### What you will do
In the listing below, identify each line with the word "components" and return those lines.

□ □ □

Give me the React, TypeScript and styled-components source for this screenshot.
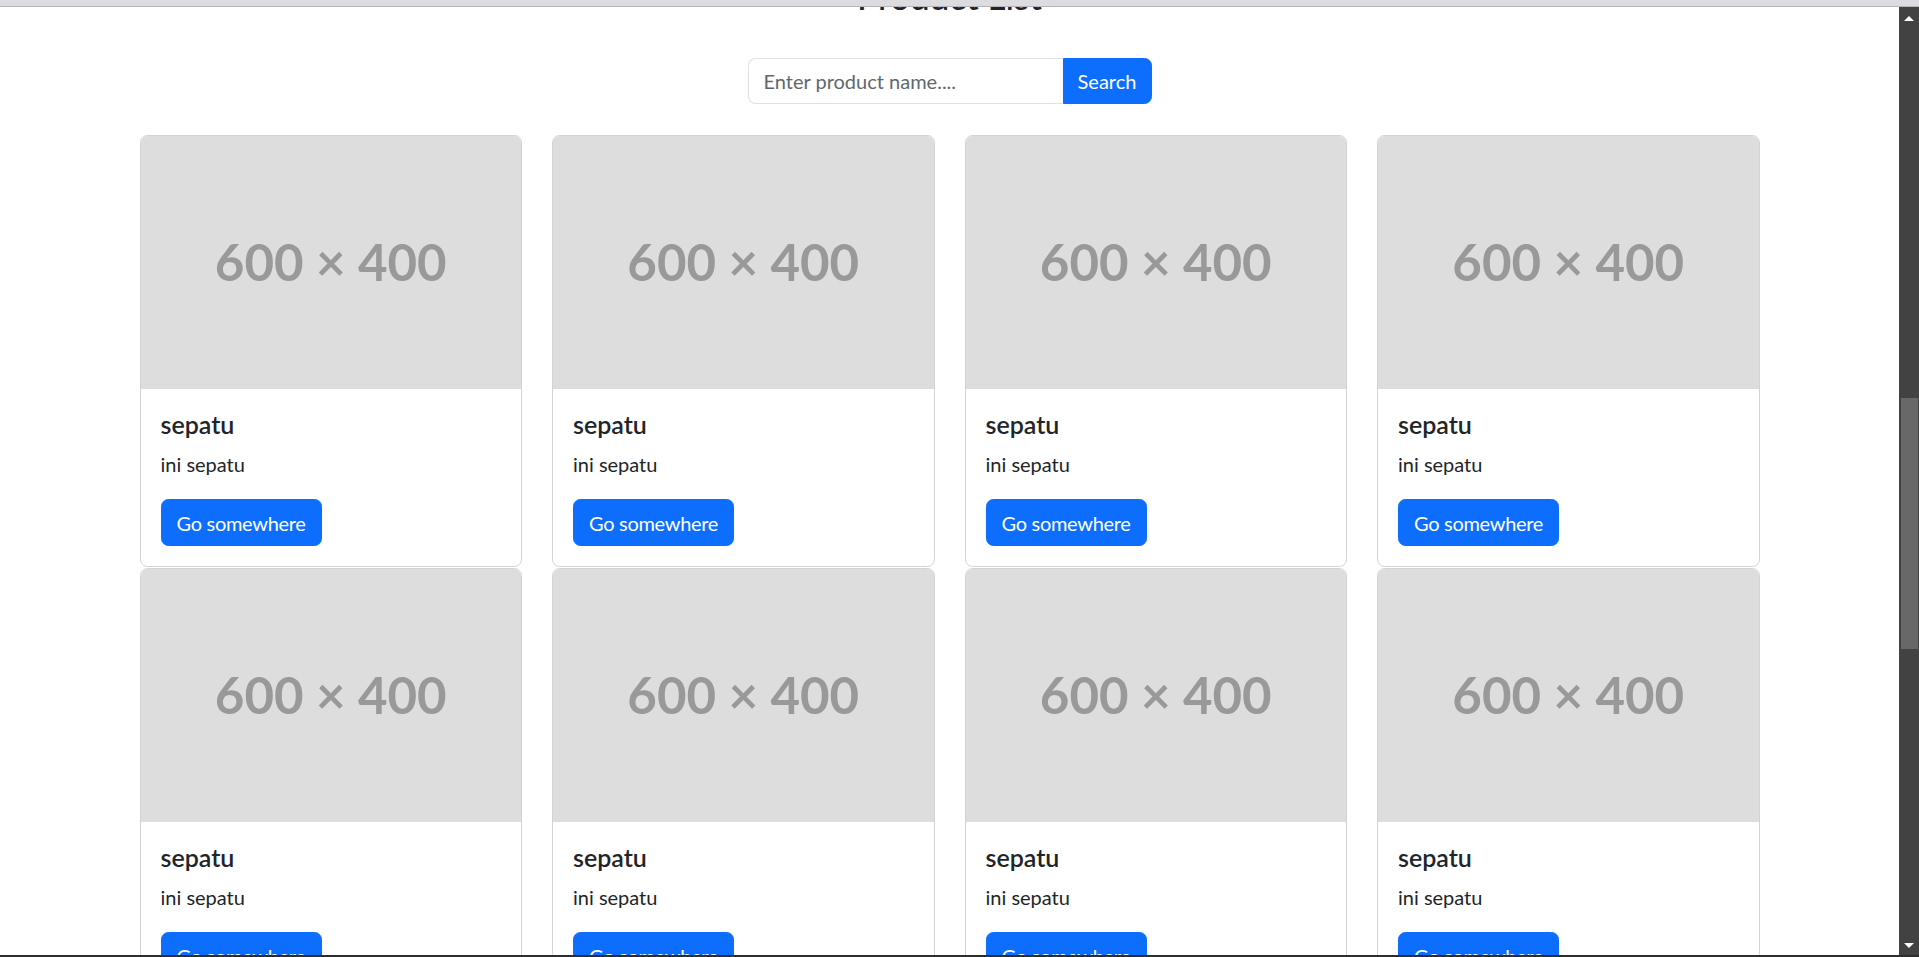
import React from "react";
import styled, { createGlobalStyle } from "styled-components";

const GlobalStyle = createGlobalStyle`
  html, body {
    margin: 0;
    padding: 0;
    background: #ffffff;
    overflow: hidden;
  }
  * {
    box-sizing: border-box;
  }
`;

const products = Array.from({ length: 8 }, (_, i) => ({
  id: i + 1,
  name: "sepatu",
  description: "ini sepatu",
}));

const App: React.FC = () => {
  return (
    <>
      <GlobalStyle />
      <WindowStyled>
        <ChromeStripStyled />
        <ViewportStyled>
          <PageStyled>
            <HeadingStyled>Product List</HeadingStyled>
            <SearchGroupStyled>
              <SearchInputStyled placeholder="Enter product name...." />
              <SearchButtonStyled>Search</SearchButtonStyled>
            </SearchGroupStyled>
            <ProductGridStyled>
              {products.map((p) => (
                <CardStyled key={p.id}>
                  <PlaceholderStyled>600 × 400</PlaceholderStyled>
                  <CardBodyStyled>
                    <CardTitleStyled>{p.name}</CardTitleStyled>
                    <CardTextStyled>{p.description}</CardTextStyled>
                    <PrimaryButtonStyled>Go somewhere</PrimaryButtonStyled>
                  </CardBodyStyled>
                </CardStyled>
              ))}
            </ProductGridStyled>
          </PageStyled>
          <ScrollbarStyled>
            <ScrollArrowStyled direction="up" />
            <ScrollTrackStyled>
              <ScrollThumbStyled />
            </ScrollTrackStyled>
            <ScrollArrowStyled direction="down" />
          </ScrollbarStyled>
        </ViewportStyled>
        <TaskbarEdgeStyled />
      </WindowStyled>
    </>
  );
};

export default App;

const WindowStyled = styled.div({
  width: 1919,
  height: 957,
  display: "flex",
  flexDirection: "column",
  overflow: "hidden",
  fontFamily: "Lato, 'Noto Sans', sans-serif",
  color: "#212529",
});

const ChromeStripStyled = styled.div({
  height: 7,
  flexShrink: 0,
  background: "#dcdce0",
  borderBottom: "1px solid #b4b4bc",
});

const ViewportStyled = styled.div({
  flex: 1,
  display: "flex",
  minHeight: 0,
});

const PageStyled = styled.main({
  flex: 1,
  overflow: "hidden",
  display: "flex",
  flexDirection: "column",
  alignItems: "center",
});

const HeadingStyled = styled.h3({
  margin: "-32px 0 0",
  fontSize: 35,
  fontWeight: 500,
  lineHeight: 1.2,
  textAlign: "center",
});

const SearchGroupStyled = styled.div({
  display: "flex",
  marginTop: 41,
  width: 404,
  height: 47,
});

const SearchInputStyled = styled.input({
  flex: 1,
  minWidth: 0,
  fontFamily: "inherit",
  fontSize: 20,
  lineHeight: 1.5,
  padding: "7px 15px",
  color: "#212529",
  border: "1px solid #dee2e6",
  borderRight: "none",
  borderRadius: "7.5px 0 0 7.5px",
  outline: "none",
  "&::placeholder": {
    color: "#62676c",
  },
});

const SearchButtonStyled = styled.button({
  width: 89,
  fontFamily: "inherit",
  fontSize: 20,
  lineHeight: 1.5,
  color: "#ffffff",
  background: "#0d6efd",
  border: "1px solid #0d6efd",
  borderRadius: "0 7.5px 7.5px 0",
  padding: "7px 12px",
});

const ProductGridStyled = styled.section({
  width: 1620,
  marginTop: 31,
  display: "grid",
  gridTemplateColumns: "repeat(4, 1fr)",
  columnGap: 30,
  rowGap: 1,
});

const CardStyled = styled.article({
  border: "1px solid #d3d3d3",
  borderRadius: 7.5,
  overflow: "hidden",
  background: "#ffffff",
});

const PlaceholderStyled = styled.div({
  height: 253,
  paddingBottom: 2,
  background: "#dddddd",
  color: "#999999",
  fontSize: 51,
  fontWeight: 700,
  display: "flex",
  alignItems: "center",
  justifyContent: "center",
});

const CardBodyStyled = styled.div({
  padding: 20,
});

const CardTitleStyled = styled.h5({
  margin: "0 0 10px",
  fontSize: 25,
  fontWeight: 600,
  lineHeight: 1.2,
});

const CardTextStyled = styled.p({
  margin: "0 0 20px",
  fontSize: 20,
  lineHeight: 1.5,
});

const PrimaryButtonStyled = styled.button({
  fontFamily: "inherit",
  fontSize: 20,
  lineHeight: 1.5,
  letterSpacing: -0.3,
  color: "#ffffff",
  background: "#0d6efd",
  border: "1px solid #0d6efd",
  borderRadius: 7.5,
  padding: "7.5px 15px",
});

const ScrollbarStyled = styled.aside({
  width: 20,
  flexShrink: 0,
  background: "#424242",
  display: "flex",
  flexDirection: "column",
  alignItems: "center",
});

const ScrollArrowStyled = styled.div<{ direction: "up" | "down" }>(
  ({ direction }) => ({
    width: 0,
    height: 0,
    margin: direction === "up" ? "9px 0 0" : "0 0 7px",
    borderLeft: "5px solid transparent",
    borderRight: "5px solid transparent",
    [direction === "up" ? "borderBottom" : "borderTop"]: "5px solid #ffffff",
  })
);

const ScrollTrackStyled = styled.div({
  flex: 1,
  width: "100%",
  paddingTop: 377,
});

const ScrollThumbStyled = styled.div({
  width: 17,
  height: 251,
  marginLeft: 2,
  background: "#686868",
});

const TaskbarEdgeStyled = styled.div({
  height: 2,
  flexShrink: 0,
  background: "#2e2e2e",
});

□ □ □

### The response
Give me the React, TypeScript and styled-components source for this screenshot.
import styled, { createGlobalStyle } from "styled-components";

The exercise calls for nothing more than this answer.